Foreign Affairs

The Italian Job: Raffaele Fitto’s tasks as Italian Commissioner candidate

02
September 2024
By Mario Mauro

Raffaele Fitto has excelled in political consensus in many roles: from regional councillor to MEP. Before becoming a minister, he was elected president of Puglia with the centre-right coalition in the 2000 regional elections under the new majority law. Vast consensus was confirmed for a not short period.

It was the time of the ‘governors’, everyone was called that. Formigoni, and the others. The new model, pushed by newspapers and scholars.

They interviewed the Salento ‘boy’, the youngest of them all. And he, who has never smiled too much, immediately clarifies: ‘I am not Governor. I am President of the Region, as the law provides’.

Something that sounds banal, but it wasn’t and isn’t at all.
It describes the culture and education very clearly. Far from populism and sensationalist simplifications. It is no mystery, however, that the government, in nominating for the European Commission a person as well prepared and suited to the role as Minister Fitto, has equivocally marked two serious issues, that are exacerbating our country’s role within the European integration project.

Firstly, he explicitly spoke of ‘obtaining important delegations for Italy’, when both Art. 245 TFEU and Art. 17 TFEU establish an inescapable ‘obligation of independence’: that is, the members of the Commission must act with total independence in the exercise of their functions, they must neither solicit nor accept instructions from any external government, institution, body or organisation. This obligation ensures that Commissioners act in the general interest of the European Union rather than promoting national or partisan interests. ‘Così fan tutte’ is an opera, not a political line.

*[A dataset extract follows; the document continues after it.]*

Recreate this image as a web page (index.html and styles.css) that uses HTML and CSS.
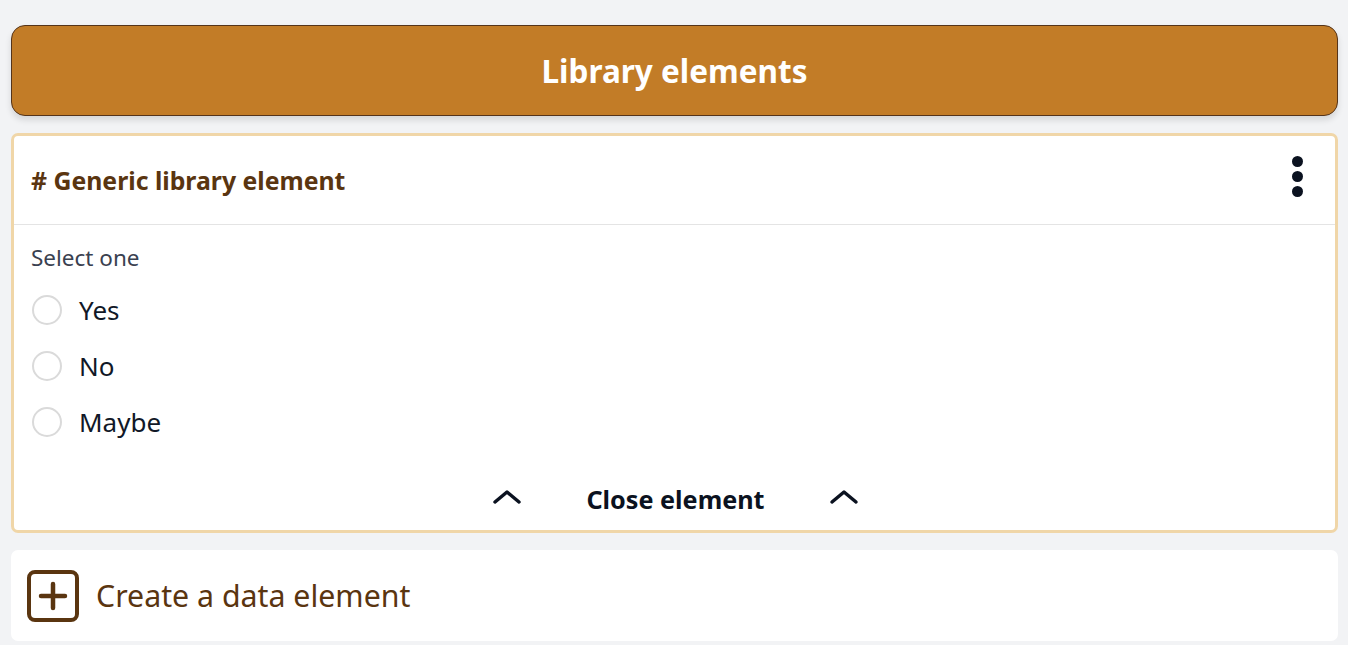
FILE: index.html
```html
<!DOCTYPE html>
<html>
<head>
<meta charset="utf-8">
<link rel="stylesheet" href="styles.css">
</head>
<body>
<div class="page">
  <div class="banner">Library elements</div>
  <div class="card">
    <div class="card-head">
      <div class="card-title"># Generic library element</div>
      <div class="kebab"><span></span><span></span><span></span></div>
    </div>
    <div class="card-body">
      <div class="question">Select one</div>
      <label class="opt"><span class="radio"></span><span>Yes</span></label>
      <label class="opt"><span class="radio"></span><span>No</span></label>
      <label class="opt"><span class="radio"></span><span>Maybe</span></label>
      <div class="close-row">
        <svg class="chev" viewBox="0 0 30 16" width="30" height="16"><path d="M3 13 L15 3 L27 13" fill="none" stroke="#0b1220" stroke-width="3.5" stroke-linecap="round" stroke-linejoin="round"/></svg>
        <span class="close-text">Close element</span>
        <svg class="chev" viewBox="0 0 30 16" width="30" height="16"><path d="M3 13 L15 3 L27 13" fill="none" stroke="#0b1220" stroke-width="3.5" stroke-linecap="round" stroke-linejoin="round"/></svg>
      </div>
    </div>
  </div>
  <div class="create">
    <svg class="plus" viewBox="0 0 54 54" width="54" height="54"><rect x="3" y="3" width="48" height="48" rx="6" fill="none" stroke="#5a3510" stroke-width="4"/><path d="M27 15 V39 M15 27 H39" stroke="#5a3510" stroke-width="4.5" stroke-linecap="round"/></svg>
    <span class="create-text">Create a data element</span>
  </div>
</div>
</body>
</html>
```
FILE: styles.css
```css
html, body { margin: 0; padding: 0; }
body {
  background: #f2f3f5;
  font-family: "Noto Sans", "Open Sans", sans-serif;
  width: 1348px;
  height: 645px;
  overflow: hidden;
}
.page {
  padding: 25px 10px 0 11px;
  display: flex;
  flex-direction: column;
}
.banner {
  height: 89px;
  background: #c27c27;
  border: 1px solid #55341a;
  border-radius: 14px;
  box-shadow: 0 4px 6px rgba(0,0,0,0.12);
  color: #fff;
  font-weight: 700;
  font-size: 31.5px;
  display: flex;
  align-items: center;
  justify-content: center;
}
.card {
  margin-top: 17px;
  background: #fff;
  border: 3px solid #f0d6a8;
  border-radius: 7px;
}
.card-head {
  height: 88px;
  border-bottom: 1px solid #e4e4e4;
  display: flex;
  align-items: center;
  justify-content: space-between;
  padding: 0 32px 0 17px;
}
.card-title {
  color: #5a3510;
  font-weight: 700;
  font-size: 24.8px;
}
.kebab {
  display: flex;
  flex-direction: column;
  gap: 4px;
  margin-top: -8px;
}
.kebab span {
  width: 11px;
  height: 11px;
  border-radius: 50%;
  background: #0b1220;
}
.card-body {
  padding: 18px 17px 0 17px;
}
.question {
  color: #3a4150;
  font-size: 22.5px;
  height: 30px;
  line-height: 30px;
  margin-bottom: 9px;
}
.opt {
  display: flex;
  align-items: center;
  height: 56px;
  gap: 18px;
  font-size: 26px;
  color: #111827;
}
.radio {
  width: 30px;
  height: 30px;
  border: 2px solid #dadada;
  border-radius: 50%;
  box-sizing: border-box;
  margin-left: 1px;
  flex: none;
}
.opt span:last-child { margin-left: -1px; }
.close-row {
  margin-top: 18px;
  height: 62px;
  display: flex;
  align-items: center;
  justify-content: center;
  gap: 64px;
  padding-left: 2px;
}
.close-text {
  font-weight: 700;
  font-size: 25.2px;
  color: #0b1220;
}
.chev { margin-top: -4px; }
.create {
  margin-top: 17px;
  height: 91px;
  background: #fff;
  border-radius: 7px;
  display: flex;
  align-items: center;
  padding-left: 15px;
  gap: 16px;
}
.create-text {
  color: #5a3510;
  font-size: 30.3px;
}
```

Furthermore, it is necessary to remember that Minister Fitto, if he is confirmed after the verification hearing before the parliamentary commissions responsible for the assumed delegations, will have to act in full consistency with the collegial choices of the European Commission, whose President (with the relative political programme) was not voted for by either the government or the majority of the political forces supporting him.

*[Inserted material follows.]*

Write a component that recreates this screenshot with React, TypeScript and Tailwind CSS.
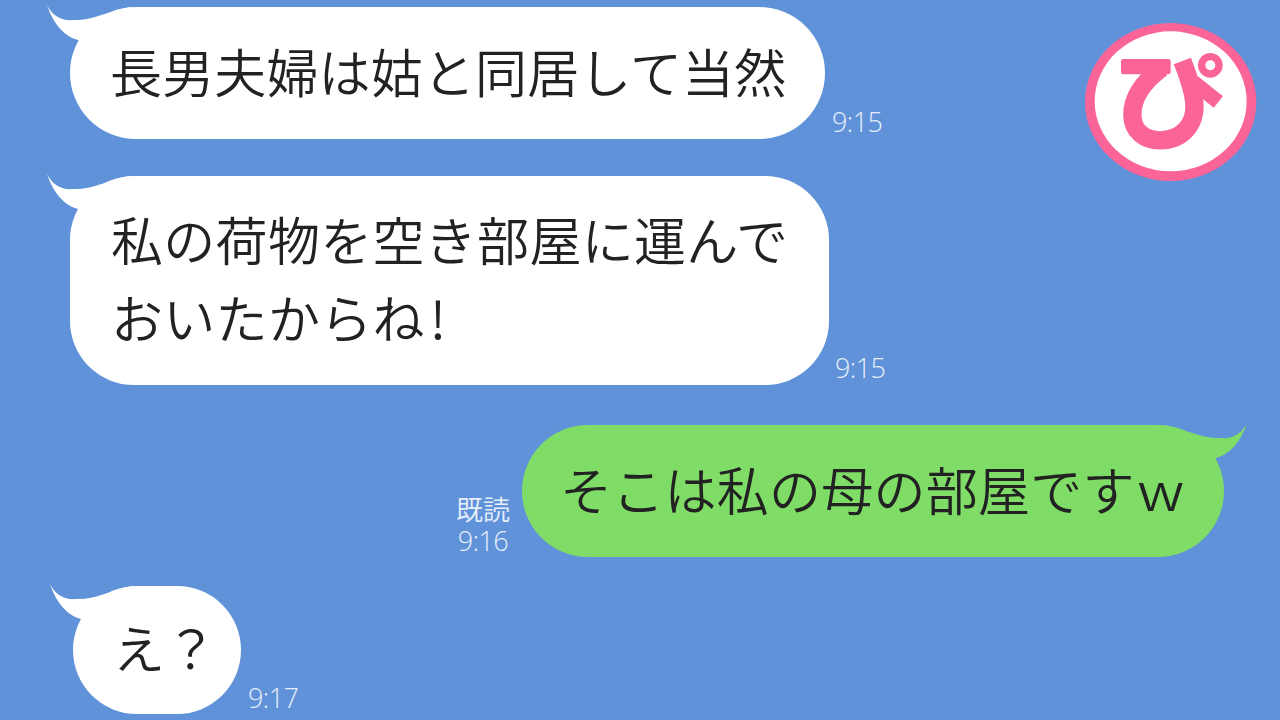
import React from 'react';

const jp = '[font-family:"Noto_Sans_CJK_JP","Noto_Sans_CJK_SC",sans-serif]';

function Tail({ green }: { green?: boolean }) {
  return (
    <svg
      viewBox="0 0 90 50"
      className={
        green
          ? 'absolute right-[-24px] top-[-3px] w-[90px] h-[50px] -scale-x-100 fill-[#7fdc66]'
          : 'absolute left-[-24px] top-[-3px] w-[90px] h-[50px] fill-white'
      }
    >
      <path d="M1 1C6 12 16 17 27 16C45 17 60 8 84 3L84 20L60 46L32 36C20 33 8 22 1 1Z" />
    </svg>
  );
}

function Time({ children }: { children: React.ReactNode }) {
  return (
    <div className="text-[27px] leading-[32px] text-[#e6eefa] font-['Open_Sans',sans-serif] font-light tracking-[-0.6px]">
      {children}
    </div>
  );
}

function Logo() {
  return (
    <svg viewBox="75 70 516 477" className="absolute left-[1085px] top-[23px] w-[172px] h-[159px]">
      <ellipse cx="332" cy="307" rx="257" ry="237" fill="#fb6498" />
      <ellipse cx="332" cy="305" rx="228" ry="210" fill="#ffffff" />
      <rect x="183" y="178" width="149" height="46" rx="7" fill="#fb6498" />
      <g fill="none" stroke="#fb6498" strokeLinejoin="round">
        <path
          d="M305 205C245 250 217 300 217 345C217 395 255 422 300 422C365 422 408 375 403 310C400 270 385 230 367 184"
          strokeWidth="55"
        />
        <path d="M400 247L475 307" strokeWidth="44" />
        <circle cx="451" cy="197" r="26" strokeWidth="22" />
      </g>
    </svg>
  );
}

export default function App() {
  return (
    <div className={`relative w-[1280px] h-[720px] overflow-hidden bg-[#6092d9] pt-[7px] text-[#222222] ${jp}`}>
      <Logo />

      {/* message 1 */}
      <div className="flex items-end gap-[7px] pl-[70px]">
        <div className="relative w-[755px] h-[132px] rounded-[66px] bg-white pl-[40px] pt-[25px] text-[52px] leading-[78px] tracking-[0.15px] font-[350]">
          <Tail />
          <p className="relative">長男夫婦は姑と同居して当然</p>
        </div>
        <div className="pb-[1px]">
          <Time>9:15</Time>
        </div>
      </div>

      {/* message 2 */}
      <div className="flex items-end gap-[6px] pl-[70px] mt-[37px]">
        <div className="relative w-[759px] h-[209px] rounded-[64px] bg-white pl-[41px] pt-[24px] text-[52px] leading-[78px] tracking-[0.3px] font-[350]">
          <Tail />
          <p className="relative">
            私の荷物を空き部屋に運んで
            <br />
            おいたからね<span className="ml-[5px]">!</span>
          </p>
        </div>
        <div className="pb-[1px]">
          <Time>9:15</Time>
        </div>
      </div>

      {/* my reply */}
      <div className="flex items-end justify-end gap-[12px] pr-[56px] mt-[40px]">
        <div className="flex flex-col items-center">
          <div className="text-[27px] leading-[32px] text-[#e6eefa] font-[350]">既読</div>
          <Time>9:16</Time>
        </div>
        <div className="relative w-[702px] h-[132px] rounded-[66px] bg-[#7fdc66] pl-[38px] pt-[25px] text-[52px] leading-[78px] tracking-[0.25px] font-[350]">
          <Tail green />
          <p className="relative">そこは私の母の部屋ですｗ</p>
        </div>
      </div>

      {/* message 3 */}
      <div className="flex items-end gap-[7px] pl-[73px] mt-[29px]">
        <div className="relative w-[168px] h-[128px] rounded-[64px] bg-white pl-[40px] pt-[22px] text-[52px] leading-[78px] font-[350]">
          <Tail />
          <p className="relative">え？</p>
        </div>
        <Time>9:17</Time>
      </div>
    </div>
  );
}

Good luck, therefore, to Raffaele Fitto, because he has a not easy task: to guarantee at the same time full loyalty to the European institutions and a silent political mediation for the nation. Raffaele Fitto has all the characteristics to perform these tasks in the best possible way, interpreting at best not only the role of ‘European commissioner of Italy’ but rather contributing as an Italian to give a specific weight today to the political project that we call United Europe, recovering that vision that was Alcide De Gasperi’s and that alone can guarantee the European Union to be a leading player in the theatre of peace and war in the world.

And, believe me, the world needs it badly.